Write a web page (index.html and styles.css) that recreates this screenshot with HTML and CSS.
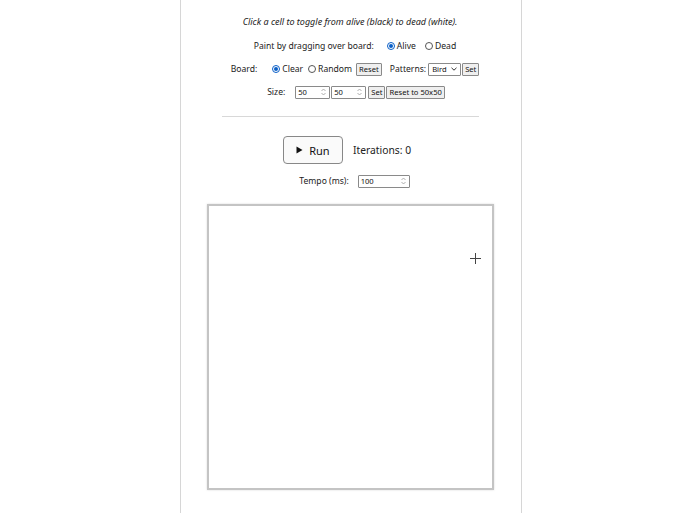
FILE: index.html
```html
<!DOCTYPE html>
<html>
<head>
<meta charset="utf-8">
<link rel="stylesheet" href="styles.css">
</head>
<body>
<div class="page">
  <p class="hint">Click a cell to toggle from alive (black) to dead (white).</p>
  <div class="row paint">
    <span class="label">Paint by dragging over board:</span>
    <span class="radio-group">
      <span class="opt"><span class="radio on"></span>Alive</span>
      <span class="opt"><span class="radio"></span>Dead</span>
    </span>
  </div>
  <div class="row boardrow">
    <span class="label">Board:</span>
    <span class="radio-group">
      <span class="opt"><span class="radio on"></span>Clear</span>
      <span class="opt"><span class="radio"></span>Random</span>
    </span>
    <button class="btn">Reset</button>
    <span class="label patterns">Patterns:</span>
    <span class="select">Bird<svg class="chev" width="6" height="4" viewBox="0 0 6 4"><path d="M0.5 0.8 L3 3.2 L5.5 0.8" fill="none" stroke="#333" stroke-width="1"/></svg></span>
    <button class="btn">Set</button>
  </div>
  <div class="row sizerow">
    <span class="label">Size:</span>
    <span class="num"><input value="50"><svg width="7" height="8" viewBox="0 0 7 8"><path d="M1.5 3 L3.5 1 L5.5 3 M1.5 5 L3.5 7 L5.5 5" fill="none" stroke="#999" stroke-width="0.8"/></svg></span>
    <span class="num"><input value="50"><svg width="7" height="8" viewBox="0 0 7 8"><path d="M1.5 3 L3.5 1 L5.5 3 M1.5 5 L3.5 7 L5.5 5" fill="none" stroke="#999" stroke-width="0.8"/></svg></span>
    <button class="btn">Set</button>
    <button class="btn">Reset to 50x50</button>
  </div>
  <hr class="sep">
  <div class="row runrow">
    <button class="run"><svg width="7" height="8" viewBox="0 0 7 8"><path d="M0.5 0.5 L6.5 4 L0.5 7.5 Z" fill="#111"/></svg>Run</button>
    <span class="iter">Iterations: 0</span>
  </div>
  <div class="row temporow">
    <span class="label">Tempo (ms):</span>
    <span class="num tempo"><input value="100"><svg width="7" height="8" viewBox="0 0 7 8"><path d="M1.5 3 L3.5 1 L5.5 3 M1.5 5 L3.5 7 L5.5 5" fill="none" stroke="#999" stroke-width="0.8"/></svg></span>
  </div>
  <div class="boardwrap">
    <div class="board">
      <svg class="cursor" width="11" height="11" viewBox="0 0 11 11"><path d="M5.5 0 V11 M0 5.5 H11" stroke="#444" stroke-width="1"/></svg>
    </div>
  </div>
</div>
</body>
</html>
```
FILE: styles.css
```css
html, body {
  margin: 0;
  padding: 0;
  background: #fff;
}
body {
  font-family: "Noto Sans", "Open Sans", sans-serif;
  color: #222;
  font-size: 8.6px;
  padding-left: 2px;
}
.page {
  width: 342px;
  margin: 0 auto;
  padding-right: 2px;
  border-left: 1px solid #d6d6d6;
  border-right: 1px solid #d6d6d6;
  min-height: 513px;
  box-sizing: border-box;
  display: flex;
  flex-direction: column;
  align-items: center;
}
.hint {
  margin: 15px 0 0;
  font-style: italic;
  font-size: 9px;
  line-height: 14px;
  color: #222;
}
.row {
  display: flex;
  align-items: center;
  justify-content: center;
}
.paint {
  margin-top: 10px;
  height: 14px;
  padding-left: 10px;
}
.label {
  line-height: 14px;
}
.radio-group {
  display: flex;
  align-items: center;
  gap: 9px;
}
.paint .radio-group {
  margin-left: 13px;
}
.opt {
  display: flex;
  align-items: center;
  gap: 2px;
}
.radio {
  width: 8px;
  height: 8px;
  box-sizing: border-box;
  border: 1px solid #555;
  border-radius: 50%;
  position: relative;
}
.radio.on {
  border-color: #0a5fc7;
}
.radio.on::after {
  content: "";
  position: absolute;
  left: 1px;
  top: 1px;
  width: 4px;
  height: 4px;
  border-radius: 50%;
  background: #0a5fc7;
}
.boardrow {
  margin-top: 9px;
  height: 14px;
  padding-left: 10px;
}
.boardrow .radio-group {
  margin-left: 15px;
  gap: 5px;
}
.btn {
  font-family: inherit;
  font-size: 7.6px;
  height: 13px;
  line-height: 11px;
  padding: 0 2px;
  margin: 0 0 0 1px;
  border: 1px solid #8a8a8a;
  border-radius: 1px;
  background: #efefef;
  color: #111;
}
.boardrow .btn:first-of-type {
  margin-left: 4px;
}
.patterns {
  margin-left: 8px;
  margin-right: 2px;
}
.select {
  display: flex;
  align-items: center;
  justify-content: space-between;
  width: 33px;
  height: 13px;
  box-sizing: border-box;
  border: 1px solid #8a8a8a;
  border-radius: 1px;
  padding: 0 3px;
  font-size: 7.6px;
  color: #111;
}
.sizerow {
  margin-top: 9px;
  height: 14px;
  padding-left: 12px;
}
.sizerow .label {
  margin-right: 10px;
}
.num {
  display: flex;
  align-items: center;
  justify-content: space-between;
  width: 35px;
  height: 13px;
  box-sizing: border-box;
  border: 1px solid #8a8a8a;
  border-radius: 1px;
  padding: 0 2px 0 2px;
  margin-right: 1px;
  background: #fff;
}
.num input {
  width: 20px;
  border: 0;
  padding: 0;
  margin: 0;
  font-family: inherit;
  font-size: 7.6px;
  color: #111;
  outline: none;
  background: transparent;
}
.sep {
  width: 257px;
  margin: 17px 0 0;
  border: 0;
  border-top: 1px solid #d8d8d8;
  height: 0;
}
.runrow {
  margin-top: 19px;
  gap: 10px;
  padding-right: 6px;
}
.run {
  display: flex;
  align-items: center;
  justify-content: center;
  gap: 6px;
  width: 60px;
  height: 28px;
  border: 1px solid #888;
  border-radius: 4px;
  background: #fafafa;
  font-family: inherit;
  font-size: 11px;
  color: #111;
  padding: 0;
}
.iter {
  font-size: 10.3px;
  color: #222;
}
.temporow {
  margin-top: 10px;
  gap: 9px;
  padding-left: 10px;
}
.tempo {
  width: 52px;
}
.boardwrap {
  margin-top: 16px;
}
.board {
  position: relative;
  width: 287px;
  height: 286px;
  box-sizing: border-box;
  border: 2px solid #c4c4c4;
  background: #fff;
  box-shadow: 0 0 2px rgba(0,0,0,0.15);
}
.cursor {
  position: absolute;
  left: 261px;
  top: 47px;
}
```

→ **Instructions for the task**: Omit the pictures and output all of the other material exactly.

→ **Task answer**:
Write a web page (index.html and styles.css) that recreates this screenshot with HTML and CSS.
FILE: index.html
```html
<!DOCTYPE html>
<html>
<head>
<meta charset="utf-8">
<link rel="stylesheet" href="styles.css">
</head>
<body>
<div class="page">
  <p class="hint">Click a cell to toggle from alive (black) to dead (white).</p>
  <div class="row paint">
    <span class="label">Paint by dragging over board:</span>
    <span class="radio-group">
      <span class="opt"><span class="radio on"></span>Alive</span>
      <span class="opt"><span class="radio"></span>Dead</span>
    </span>
  </div>
  <div class="row boardrow">
    <span class="label">Board:</span>
    <span class="radio-group">
      <span class="opt"><span class="radio on"></span>Clear</span>
      <span class="opt"><span class="radio"></span>Random</span>
    </span>
    <button class="btn">Reset</button>
    <span class="label patterns">Patterns:</span>
    <span class="select">Bird<svg class="chev" width="6" height="4" viewBox="0 0 6 4"><path d="M0.5 0.8 L3 3.2 L5.5 0.8" fill="none" stroke="#333" stroke-width="1"/></svg></span>
    <button class="btn">Set</button>
  </div>
  <div class="row sizerow">
    <span class="label">Size:</span>
    <span class="num"><input value="50"><svg width="7" height="8" viewBox="0 0 7 8"><path d="M1.5 3 L3.5 1 L5.5 3 M1.5 5 L3.5 7 L5.5 5" fill="none" stroke="#999" stroke-width="0.8"/></svg></span>
    <span class="num"><input value="50"><svg width="7" height="8" viewBox="0 0 7 8"><path d="M1.5 3 L3.5 1 L5.5 3 M1.5 5 L3.5 7 L5.5 5" fill="none" stroke="#999" stroke-width="0.8"/></svg></span>
    <button class="btn">Set</button>
    <button class="btn">Reset to 50x50</button>
  </div>
  <hr class="sep">
  <div class="row runrow">
    <button class="run"><svg width="7" height="8" viewBox="0 0 7 8"><path d="M0.5 0.5 L6.5 4 L0.5 7.5 Z" fill="#111"/></svg>Run</button>
    <span class="iter">Iterations: 0</span>
  </div>
  <div class="row temporow">
    <span class="label">Tempo (ms):</span>
    <span class="num tempo"><input value="100"><svg width="7" height="8" viewBox="0 0 7 8"><path d="M1.5 3 L3.5 1 L5.5 3 M1.5 5 L3.5 7 L5.5 5" fill="none" stroke="#999" stroke-width="0.8"/></svg></span>
  </div>
  <div class="boardwrap">
    <div class="board">
      <svg class="cursor" width="11" height="11" viewBox="0 0 11 11"><path d="M5.5 0 V11 M0 5.5 H11" stroke="#444" stroke-width="1"/></svg>
    </div>
  </div>
</div>
</body>
</html>
```
FILE: styles.css
```css
html, body {
  margin: 0;
  padding: 0;
  background: #fff;
}
body {
  font-family: "Noto Sans", "Open Sans", sans-serif;
  color: #222;
  font-size: 8.6px;
  padding-left: 2px;
}
.page {
  width: 342px;
  margin: 0 auto;
  padding-right: 2px;
  border-left: 1px solid #d6d6d6;
  border-right: 1px solid #d6d6d6;
  min-height: 513px;
  box-sizing: border-box;
  display: flex;
  flex-direction: column;
  align-items: center;
}
.hint {
  margin: 15px 0 0;
  font-style: italic;
  font-size: 9px;
  line-height: 14px;
  color: #222;
}
.row {
  display: flex;
  align-items: center;
  justify-content: center;
}
.paint {
  margin-top: 10px;
  height: 14px;
  padding-left: 10px;
}
.label {
  line-height: 14px;
}
.radio-group {
  display: flex;
  align-items: center;
  gap: 9px;
}
.paint .radio-group {
  margin-left: 13px;
}
.opt {
  display: flex;
  align-items: center;
  gap: 2px;
}
.radio {
  width: 8px;
  height: 8px;
  box-sizing: border-box;
  border: 1px solid #555;
  border-radius: 50%;
  position: relative;
}
.radio.on {
  border-color: #0a5fc7;
}
.radio.on::after {
  content: "";
  position: absolute;
  left: 1px;
  top: 1px;
  width: 4px;
  height: 4px;
  border-radius: 50%;
  background: #0a5fc7;
}
.boardrow {
  margin-top: 9px;
  height: 14px;
  padding-left: 10px;
}
.boardrow .radio-group {
  margin-left: 15px;
  gap: 5px;
}
.btn {
  font-family: inherit;
  font-size: 7.6px;
  height: 13px;
  line-height: 11px;
  padding: 0 2px;
  margin: 0 0 0 1px;
  border: 1px solid #8a8a8a;
  border-radius: 1px;
  background: #efefef;
  color: #111;
}
.boardrow .btn:first-of-type {
  margin-left: 4px;
}
.patterns {
  margin-left: 8px;
  margin-right: 2px;
}
.select {
  display: flex;
  align-items: center;
  justify-content: space-between;
  width: 33px;
  height: 13px;
  box-sizing: border-box;
  border: 1px solid #8a8a8a;
  border-radius: 1px;
  padding: 0 3px;
  font-size: 7.6px;
  color: #111;
}
.sizerow {
  margin-top: 9px;
  height: 14px;
  padding-left: 12px;
}
.sizerow .label {
  margin-right: 10px;
}
.num {
  display: flex;
  align-items: center;
  justify-content: space-between;
  width: 35px;
  height: 13px;
  box-sizing: border-box;
  border: 1px solid #8a8a8a;
  border-radius: 1px;
  padding: 0 2px 0 2px;
  margin-right: 1px;
  background: #fff;
}
.num input {
  width: 20px;
  border: 0;
  padding: 0;
  margin: 0;
  font-family: inherit;
  font-size: 7.6px;
  color: #111;
  outline: none;
  background: transparent;
}
.sep {
  width: 257px;
  margin: 17px 0 0;
  border: 0;
  border-top: 1px solid #d8d8d8;
  height: 0;
}
.runrow {
  margin-top: 19px;
  gap: 10px;
  padding-right: 6px;
}
.run {
  display: flex;
  align-items: center;
  justify-content: center;
  gap: 6px;
  width: 60px;
  height: 28px;
  border: 1px solid #888;
  border-radius: 4px;
  background: #fafafa;
  font-family: inherit;
  font-size: 11px;
  color: #111;
  padding: 0;
}
.iter {
  font-size: 10.3px;
  color: #222;
}
.temporow {
  margin-top: 10px;
  gap: 9px;
  padding-left: 10px;
}
.tempo {
  width: 52px;
}
.boardwrap {
  margin-top: 16px;
}
.board {
  position: relative;
  width: 287px;
  height: 286px;
  box-sizing: border-box;
  border: 2px solid #c4c4c4;
  background: #fff;
  box-shadow: 0 0 2px rgba(0,0,0,0.15);
}
.cursor {
  position: absolute;
  left: 261px;
  top: 47px;
}
```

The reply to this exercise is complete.